Comment expliquer une telle différence avec les données de Pôle emploi. Deux raisons à cela. D’abord le taux de chômage ne dépend pas que du nombre de demandeurs d’emplois. Il varie aussi selon l’importance de la population active. C’est le ratio entre ces deux données.

Or la particularité de la France, c’est que sa population active augmente, notamment parce qu’il y a plus de jeunes qui arrivent sur le marché du travail que de personnes âgés qui en sortent. Entre 2017 et 2021, l’Insee a dénombré 172.000 personnes de plus sur le marché du travail, qu’elles aient ou non un emploi. Donc moins de chômeurs alors que la population active augmente cela se traduit mécaniquement par une baisse plus significative du taux de chômage.

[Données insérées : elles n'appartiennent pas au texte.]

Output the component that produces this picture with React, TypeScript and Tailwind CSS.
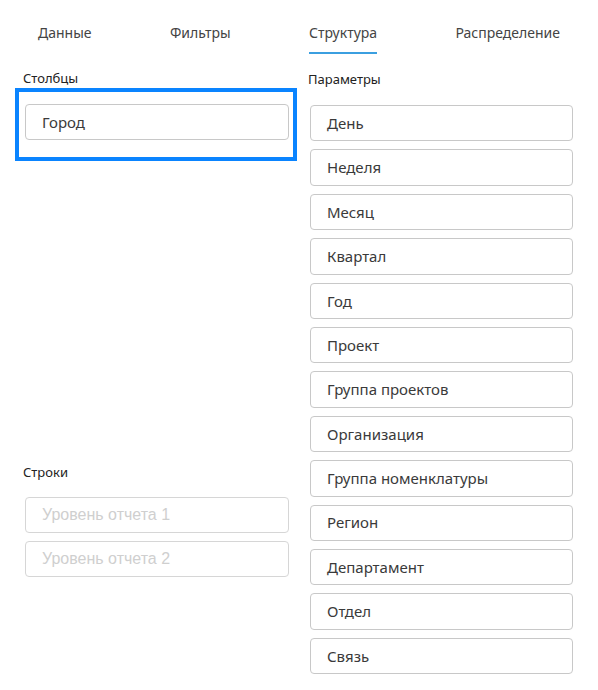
import React from "react";

const tabs = ["Данные", "Фильтры", "Структура", "Распределение"];
const params = [
  "День",
  "Неделя",
  "Месяц",
  "Квартал",
  "Год",
  "Проект",
  "Группа проектов",
  "Организация",
  "Группа номенклатуры",
  "Регион",
  "Департамент",
  "Отдел",
  "Связь",
];

const font = { fontFamily: "'Noto Sans', Roboto, sans-serif" };

export default function App() {
  return (
    <div className="w-[598px] h-[690px] bg-white overflow-hidden text-[#333]" style={font}>
      <div className="flex justify-between px-[38px] pt-[24px]">
        {tabs.map((t) => (
          <div
            key={t}
            className={
              "text-[14px] leading-[18px] pb-[10px] border-b-2 " +
              (t === "Структура" ? "border-[#3b9fe0] text-[#444]" : "border-transparent text-[#444]")
            }
          >
            {t}
          </div>
        ))}
      </div>
      <div className="flex">
        <div className="w-[282px] ml-[15px]">
          <div className="ml-[8px] mt-[16px] text-[13px] leading-[16px] text-[#222]">Столбцы</div>
          <div className="mt-[2px] border-4 border-[#0a84ff] pt-[12px] pb-[17px] pl-[6px] pr-[4px]">
            <div className="h-[36px] flex items-center pl-[16px] border border-[#c8c8c8] rounded-[4px] text-[15px] text-[#3a3a3a]">
              Город
            </div>
          </div>
          <div className="ml-[8px] mt-[303px] text-[13px] leading-[16px] text-[#222]">Строки</div>
          <div className="mt-[17px] ml-[10px] w-[264px] flex flex-col gap-2">
            {["Уровень отчета 1", "Уровень отчета 2"].map((p) => (
              <div
                key={p}
                className="h-[36px] flex items-center pl-[16px] border border-[#d6d6d6] rounded-[4px] text-[16px] text-[#cfcfcf]"
                style={{ fontFamily: "'Liberation Sans', Arial, sans-serif" }}
              >
                {p}
              </div>
            ))}
          </div>
        </div>
        <div className="w-[265px] ml-[11px]">
          <div className="mt-[17px] text-[13px] leading-[16px] text-[#222]">Параметры</div>
          <div className="mt-[18px] ml-[2px] w-[263px] flex flex-col gap-2">
            {params.map((p) => (
              <div
                key={p}
                className="h-[36.4px] flex items-center pl-[16px] border border-[#c8c8c8] rounded-[4px] text-[15px] text-[#3a3a3a]"
              >
                {p}
              </div>
            ))}
          </div>
        </div>
      </div>
    </div>
  );
}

L'Insee reprend la définition internationale du chômage

Par ailleurs, pour évaluer le nombre de chômeurs, l’Insee ne reprend pas les chiffres de Pôle Emploi mais fait sa propre estimation en suivant la définition internationale qui permet aux pays de se comparer entre eux.

Le Bureau international du travail stipule ainsi que pour dénombrer les chômeurs, il ne faut prendre en compte que les profils suivants: personnes de plus de 15 ans sans emploi, qui recherchent activement du travail, qui n’ont pas du tout travaillé dans la semaine précédant le moment où elles répondent au questionnaire sur leur situation personnelle et qui sont disponibles pour un poste dans les deux semaines suivantes. Cette définition permet de ne pas être tributaire des règles de radiation souvent mises en cause par ceux qui critiquent les chiffres de Pôle Emploi.

Les 7,4% de taux de chômage affiché aujourd’hui par la France constitue le niveau le plus bas depuis la crise de 2008. Cela ne veut donc pas dire que la question du chômage a été réglée. Pour être dans une situation de plein emploi, il faudrait que le taux passe sous la barre symbolique des 5%. Et, par ailleurs, nombreux sont encore les Français qui travaillent de façon intermittente, dans une précarité qu’ils subissent.